Uzunca bir süredir dış politikadan ekonomiye kadar hemen her alanda kendisini sadece hissettirmeyen, apaçık teşhir eden, kişiselleşmiş iktidar tablosuyla karşı karşıya olduğumuz söyleniyor. Hatta bunun doğrudan Erdoğan ismiyle kavramsallaştırılması denemeleri de mevcut. Lider merkezli, lidere odaklı yönetimlerde -eğer bu rekabetçi bir meşruiyete dayanıyorsa- iktidarın siyasi aygıtı ve siyasi destek önemli. İktidarı ayakta tutmakla görevli siyasi mekanizmanın önündeki en önemli görev, kalabalıkları liderin önemine inandırmak, onun kişisel olarak sahiplendiği her iddia için onay üretmek. Onun nasıl yüksek vasıfları olduğu, nasıl becerikli bir siyasetçi olduğu, nasıl mangal yürekli olduğu ve nasıl memleketi/milleti düşündüğü, onların yararına işler yaptığı gibi temaların bıkmadan anlatılması gerek. Bu algıların zayıflaması karşısında da, bazı fedakarlıkların yapılması da gerekiyor. Bakınız: Baca filtrelerinin süresini uzatan meclis kararının altında imzası bulunan milletvekillerinin, Erdoğan vetosundan sonraki utandırıcı tutumu. Bir süredir Türkiye kamuoyu ve AKP seçmeni, Erdoğan’ın yaptıkları ve istediklerinin kendilerinin de yararına olduğu konusunda biraz şüpheci olmaya başladı. İktidarı destekleyen siyasi makinenin bu fonksiyonunda sıkıntı olduğu anlaşılıyor. “Hiçbir şey olmasa bile bir şeyler olduğu kesin”.
Ancak iktidarın çevresindeki 'yakın' çemberin, kalabalıkları ikna etmek dışında, lideri de 'havada tutmak' gibi ikinci ama çok önemli bir görevi daha bulunuyor. Tamam, daha partisi o kadar oy almamışken mitinglerinde bir milyon toplandığını iddia eden Erbakan’ı, her seçimde iktidara yürüdüğünü söyleyen Doğu Perinçek’i biliyoruz. Yani liderler böyle şeyler yapabiliyor ama birazcık bile inandırıcılık olmadan, hemen her alanda işler iyiymiş gibi yapmak hiç kolay değil, hatta pek mümkün de değil. Bu yüzden, birilerinin -halkı pek ikna edemeseler bile- lideri sürekli işlerin iyi gittiğine inandırması gerekiyor. O ikna edilmeli ki, verilen bilgilerin üzerine biraz da o koysun ve kimsenin fark edemediği yüksek başarılarla övünebilsin.

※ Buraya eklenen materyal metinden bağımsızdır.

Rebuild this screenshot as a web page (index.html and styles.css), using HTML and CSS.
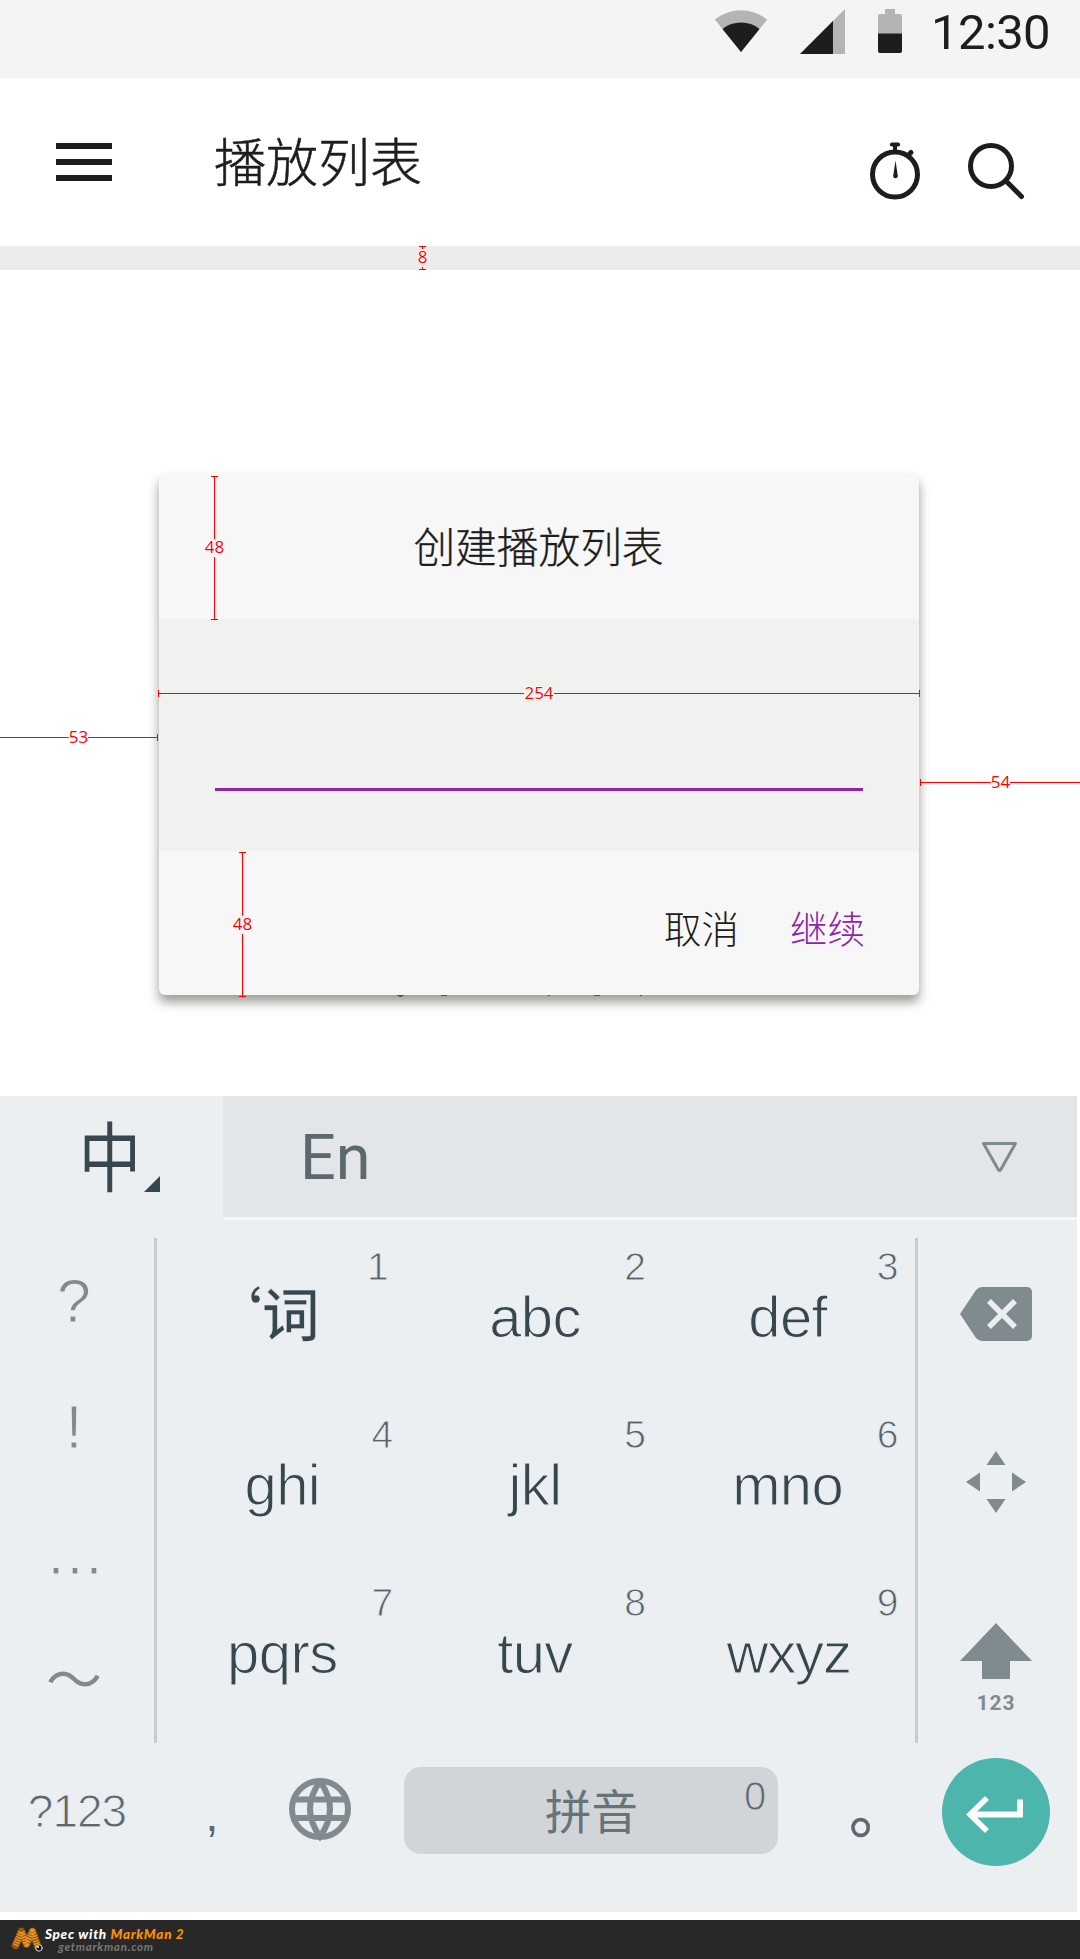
FILE: index.html
```html
<!DOCTYPE html>
<html lang="zh-CN">
<head>
<meta charset="utf-8">
<title>播放列表</title>
<link rel="stylesheet" href="styles.css">
</head>
<body>
<div class="screen">
  <div class="status">
    <svg class="wifi" width="54" height="44" viewBox="0 0 54 44"><path fill="#b4b4b2" d="M27 43 .8 10.500A42 42 0 0 1 53.200 10.500z"/><path fill="#1d1d1b" d="M27 43 8.500 20A30 30 0 0 1 45.500 20z"/></svg>
    <svg class="signal" width="45" height="45" viewBox="0 0 45 45"><path fill="#b4b4b2" d="M0 45H45V0z"/><path fill="#1d1d1b" d="M0 45H33V12z"/></svg>
    <svg class="battery" width="24" height="44" viewBox="0 0 24 44"><path fill="#b4b4b2" d="M7 0H17V5H22a2 2 0 0 1 2 2V25H0V7a2 2 0 0 1 2-2H7z"/><path fill="#1d1d1b" d="M0 24.500H24V42a2 2 0 0 1-2 2H2a2 2 0 0 1-2-2z"/></svg>
    <span class="clock">12:30</span>
  </div>
  <header class="appbar">
    <div class="menu"><i></i><i></i><i></i></div>
    <h1>播放列表</h1>
    <svg class="timer" width="52" height="58" viewBox="0 0 52 58" fill="none" stroke="#1d1d1b" stroke-width="5"><circle cx="26" cy="32.500" r="22.500"/><path d="M26 2v7" stroke-width="4"/><path d="M23 2.500h6" stroke-width="4.200" stroke-linecap="round"/><path d="M39 13.500 42 10.500" stroke-linecap="round"/><path d="M26.500 18.500 24.200 34a2.300 2.300 0 0 0 4.600 0z" fill="#1d1d1b" stroke="none"/></svg>
    <svg class="search" width="58" height="58" viewBox="0 0 58 58" fill="none" stroke="#1d1d1b" stroke-width="5"><circle cx="24" cy="24" r="20.500"/><path d="M39 39 54.500 54.500" stroke-linecap="round"/></svg>
  </header>
  <div class="strip"></div>
  <main class="content"></main>

  <section class="keyboard">
    <div class="tabs">
      <div class="tab-zh"><span>中</span><svg width="16" height="16"><path fill="#37474f" d="M0 16H16V0z"/></svg></div>
      <div class="tab-en"><span>En</span><svg width="37" height="33" viewBox="0 0 37 33" fill="none" stroke="#808b8f" stroke-width="3" stroke-linejoin="round"><path d="M2.500 2.500H34.500L19.500 29q-1 1.200-2 0z"/></svg></div>
    </div>
    <div class="pad">
      <div class="punct"><span>?</span><span>!</span><span class="dots">...</span><span class="tilde">～</span></div>
      <div class="keys">
        <div class="key"><small class="one">1</small><b class="ci">‘<em>词</em></b></div>
        <div class="key"><small>2</small><b>abc</b></div>
        <div class="key"><small>3</small><b>def</b></div>
        <div class="key"><small>4</small><b>ghi</b></div>
        <div class="key"><small>5</small><b>jkl</b></div>
        <div class="key"><small>6</small><b>mno</b></div>
        <div class="key"><small>7</small><b>pqrs</b></div>
        <div class="key"><small>8</small><b>tuv</b></div>
        <div class="key"><small>9</small><b class="wide">wxyz</b></div>
      </div>
      <div class="actions">
        <svg width="72" height="54" viewBox="0 0 72 54"><path fill="#808b8f" d="M0 27 16 3q2.500-3 6-3H67a5 5 0 0 1 5 5V49a5 5 0 0 1-5 5H22q-3.500 0-6-3z"/><path stroke="#ebeff2" stroke-width="5.500" d="M29 14 55 40M55 14 29 40"/></svg>
        <svg width="60" height="62" viewBox="0 0 60 62"><path fill="#808b8f" d="M30 0 39.500 14H20.500zM30 62 20.500 48H39.500zM0 31 14 21.500V40.500zM60 31 46 40.500V21.500z"/></svg>
        <div class="shift"><svg width="72" height="56" viewBox="0 0 72 56"><path fill="#808b8f" d="M36 0 72 38H50V56H22V38H0z"/></svg><span>123</span></div>
      </div>
    </div>
    <div class="bottom">
      <span class="sym">?123</span>
      <span class="comma">,</span>
      <svg class="globe" width="62" height="62" viewBox="0 0 62 62" fill="none" stroke="#808b8f" stroke-width="6"><circle cx="31" cy="31" r="28"/><path d="M31 3.500Q11 31 31 58.500Q51 31 31 3.500M4 21.500H58M4 40H58"/></svg>
      <div class="space"><span>拼音</span><small>0</small></div>
      <span class="stop">。</span>
      <div class="enter"><svg width="58" height="38" viewBox="0 0 58 38" fill="none" stroke="#fff"><path stroke-width="6" d="M4 18.500H54V3.500"/><path stroke-width="5.500" d="M21 2 4 18.500 21 35"/></svg></div>
    </div>
  </section>

  <footer class="credit">
    <svg width="32" height="26" viewBox="0 0 32 26" fill="none" stroke-linecap="round" stroke-linejoin="round"><path stroke="#9a530a" stroke-width="7.500" d="M3.500 18.500 9.500 4.500 14.500 17 20.500 4.500 26 20"/><path stroke="#df972f" stroke-width="6" stroke-linecap="butt" stroke-dasharray="1.500 1.100" d="M3.500 18.500 9.500 4.500 14.500 17 20.500 4.500 26 20"/><circle cx="27" cy="21" r="3.200" fill="#17130f" stroke="#ddd" stroke-width="1"/><circle cx="26" cy="20" r="1" fill="#fff"/></svg>
    <div class="credit-text"><p>Spec with <span>MarkMan 2</span></p><p class="site">getmarkman.com</p></div>
  </footer>

  <section class="dialog">
    <h2>创建播放列表</h2>
    <div class="field"><div class="input"></div></div>
    <div class="buttons"><span>取消</span><span class="primary">继续</span></div>
    <svg class="peek" width="250" height="3"><path fill="#555" d="M0 0h7v1h-2v1h-3v-1h-2zM44 0h6v1h-6zM151 0h2v1h-2zM197 0h6v1h-6zM243 0h2v1h-2z"/></svg>
  </section>

  <div class="measure v m-strip"><span>8</span></div>
  <div class="measure v m-title"><span>48</span></div>
  <div class="measure v m-buttons"><span>48</span></div>
  <div class="measure h m-width"><span>254</span></div>
  <div class="measure h m-left"><span>53</span></div>
  <div class="measure h m-right"><span>54</span></div>
</div>
</body>
</html>
```
FILE: styles.css
```css
* { box-sizing: border-box; }
body { margin: 0; background: #fff; }
h1, h2, p { margin: 0; font-weight: 300; }
svg { display: block; flex: none; overflow: visible; }

.screen {
  position: relative;
  width: 1080px;
  height: 1959px;
  overflow: hidden;
  display: flex;
  flex-direction: column;
  color: #1d1d1b;
  font-family: "Noto Sans CJK SC", sans-serif;
}

.status {
  height: 78px;
  background: #f4f4f2;
  display: flex;
  align-items: flex-start;
  padding: 9px 30px 0 714px;
}
.signal { margin-left: 32px; }
.battery { margin-left: 33px; }
.clock {
  margin-left: 29px;
  font: 400 49px/48px Roboto, sans-serif;
  letter-spacing: -0.6px;
}

.appbar {
  height: 168px;
  display: flex;
  align-items: flex-start;
  padding-left: 56px;
}
.menu { width: 56px; margin-top: 65px; display: grid; gap: 10px; }
.menu i { height: 6px; background: #1d1d1b; }
.appbar h1 {
  margin: 52px 0 0 102px;
  width: 655px;
  font-size: 52px;
  line-height: 60px;
  -webkit-text-stroke: .5px #1d1d1b;
}
.timer { margin-top: 64px; }
.search { margin: 64px 0 0 46px; }
.strip { height: 24px; background: #edecea; }
.content { height: 826px; }

.dialog {
  position: absolute;
  left: 159px;
  top: 474px;
  width: 760px;
  height: 521px;
  border-radius: 6px;
  background: #f7f7f7;
  box-shadow: 0 7px 11px rgba(30, 30, 20, .45);
}
.dialog h2 {
  height: 145px;
  padding-top: 2px;
  font-size: 41.7px;
  line-height: 139px;
  text-align: center;
  padding-right: 1px;
  -webkit-text-stroke: .3px #1d1d1b;
}
.field { height: 232px; padding: 169px 56px 0; background: #f1f1ef; }
.input { height: 3px; background: #8e24aa; }
.buttons {
  height: 144px;
  display: flex;
  justify-content: flex-end;
  gap: 51px;
  padding: 2px 54px 0 0;
  font-size: 37.500px;
  font-weight: 300;
  line-height: 147px;
}
.primary { color: #8e24aa; }
.peek { margin-left: 238px; }

.keyboard {
  width: 1077px;
  height: 816px;
  background: #ebeff2;
  font-family: "Liberation Sans", "Noto Sans CJK SC", sans-serif;
}
.tabs { height: 124px; display: flex; }
.tab-zh {
  width: 223px;
  display: flex;
  padding-left: 72px;
  color: #37474f;
}
.tab-zh span {
  width: 76px;
  font: 400 76px/115px "Noto Sans CJK SC", sans-serif;
  transform: scaleX(.82);
}
.tab-zh svg { margin: 80px 0 0 -4px; }
.tab-en {
  flex: 1;
  display: flex;
  justify-content: space-between;
  padding: 0 59px 0 77px;
  background: #e2e6e9;
  border-bottom: 3px solid #f5f7f9;
  color: #5b696f;
  font: 400 63px/123px Roboto, sans-serif;
}
.tab-en svg { margin-top: 45px; }

.pad { display: flex; height: 505px; margin-top: 18px; }
.punct {
  width: 157px;
  border-right: 3px solid #c8cccf;
  display: grid;
  grid-template-rows: repeat(4, 126px);
  padding-right: 6px;
  text-align: center;
  color: #808b8f;
  font-size: 61px;
  line-height: 127px;
  -webkit-text-stroke: 1px #ebeff2;
}
.dots { letter-spacing: 2px; padding-left: 4px; }
.tilde { font: 400 56px/120px "Noto Sans CJK SC", sans-serif; -webkit-text-stroke: 0; }
.keys {
  width: 761px;
  border-right: 3px solid #c8cccf;
  display: grid;
  grid-template-columns: repeat(3, 1fr);
  grid-template-rows: repeat(3, 168px);
}
.key { display: flex; flex-direction: column; text-align: center; }
.key small {
  padding-left: 198px;
  height: 58px;
  font-size: 39px;
  line-height: 57px;
  color: #56646a;
  -webkit-text-stroke: .9px #ebeff2;
}
.key .one { padding: 0 8px 0 197px; }
.key b {
  padding-right: 2px;
  font-size: 58px;
  font-weight: 400;
  line-height: 42px;
  color: #37474f;
  letter-spacing: -.6px;
  -webkit-text-stroke: 1.1px #ebeff2;
}
.key .wide { padding-right: 0; letter-spacing: -1.200px; }
.key .ci {
  font: 500 58px/42px "Noto Sans CJK SC", sans-serif;
  display: flex;
  justify-content: center;
  margin-top: -6px;
  padding-right: 43px;
  -webkit-text-stroke: .4px #ebeff2;
}
.ci em { font-style: normal; }

.actions {
  width: 156px;
  display: flex;
  flex-direction: column;
  align-items: center;
  padding-top: 49px;
}
.actions > svg + svg { margin-top: 110px; }
.shift {
  margin-top: 110px;
  text-align: center;
  color: #808b8f;
  font: 700 21px/24px Roboto, sans-serif;
  letter-spacing: 1px;
}
.shift span { display: block; padding-top: 12px; }

.bottom { height: 136px; display: flex; align-items: center; color: #5b696f; }
.sym {
  width: 154px;
  text-align: center;
  font-size: 46px;
  letter-spacing: -1px;
  -webkit-text-stroke: 1px #ebeff2;
}
.comma { width: 114px; padding: 8px 0 0 2px; text-align: center; font-size: 46px; }
.globe { margin: 0 0 4px 21px; }
.space {
  width: 374px;
  height: 87px;
  margin: 0 0 2px 53px;
  border-radius: 17px;
  background: #d1d5d8;
  display: flex;
}
.space span { width: 199px; margin-left: 141px; font-size: 46.500px; line-height: 84px; color: #66747a; font-family: "Noto Sans CJK SC", sans-serif; }
.space small { font-size: 40px; line-height: 58px; -webkit-text-stroke: 1px #d1d5d8; }
.stop {
  width: 164px;
  padding: 0 0 8px 71px;
  font: 400 60px/60px "Noto Sans CJK SC", sans-serif;
  -webkit-text-stroke: .5px #5b696f;
}
.enter {
  width: 108px;
  height: 108px;
  margin-top: 2px;
  border-radius: 50%;
  background: #4db6ac;
  display: flex;
  align-items: center;
  justify-content: center;
  padding: 6px 3px 0 0;
}

.credit {
  height: 39px;
  margin-top: 8px;
  display: flex;
  padding: 7px 0 0 12px;
  background: #282828;
  color: #fff;
  font: italic 700 13.500px/14px Lato, sans-serif;
  letter-spacing: .7px;
}
.credit-text { padding-left: 1px; }
.credit p { font-weight: 900; white-space: nowrap; }
.credit p span { color: #ff9100; }
.credit .site { padding-left: 13px; color: #777; font-size: 11.700px; line-height: 11px; font-weight: 700; }

.measure {
  position: absolute;
  display: flex;
  align-items: center;
  justify-content: center;
  color: #f00;
  font: 400 17px/18px "Open Sans", sans-serif;
}
.measure::before, .measure::after { content: ""; flex: 1; align-self: stretch; }
.measure span {
  margin: -1px 0 1px;
  text-shadow: 1px 0 #fff, -1px 0 #fff, 0 1px #fff, 0 -1px #fff;
}
.v { width: 7px; flex-direction: column; }
.v::before, .v::after { background: linear-gradient(#f00, #f00) center / 1px 100% no-repeat; }
.v::before { border-top: 1px solid #f00; }
.v::after { border-bottom: 1px solid #f00; }
.h { height: 7px; }
.h::before, .h::after { background: linear-gradient(#f00, #f00) center / 100% 1px no-repeat; }
.h::before { border-left: 1px solid #f00; }
.h::after { border-right: 1px solid #f00; }
.m-strip { left: 419px; top: 246px; height: 24px; }
.m-title { left: 211px; top: 476px; height: 144px; }
.m-buttons { left: 239px; top: 852px; height: 145px; }
.m-width { left: 158px; top: 690px; width: 762px; }
.m-left { left: 0; top: 734px; width: 158px; }
.m-left::before { border: 0; }
.m-right { left: 920px; top: 779px; width: 160px; }
.m-right::after { border: 0; }
```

Biraz olsun kendisi de ikna olsun ki, havası bozulmasın. Ben bir süredir o ekibi çok merak ediyorum. “Efendim bu Trump var ya size hayran, Putin sizden öğreniyor, Merkel kıskançlıktan kıvranıyor, her yeri aldık sıra Antarktika’ya geldi” diyenler kim? “Siz bakmayın söylenenlere patlama yapmamız an meselesi, millet paralarını nereye harcayacağını bilemiyor. İktisat biliminde çığır açtık” bilgisi nereden geliyor? “O kadar özgürlük vermişiz ki, vatandaş bir kısmını geri getirip kapıya bırakıyor” hikayeleri nerelerde yazılıyor? “Şeyh uçmaz mürit uçurur” sözünden yola çıkarsak, liderin kendisini üzerinde uçuyor hissettiği halıyı taşıyanlar kimler? Bunu öğrenirsek bir gün halıyı çekecek olanlar hakkında da fikrimiz olabilir.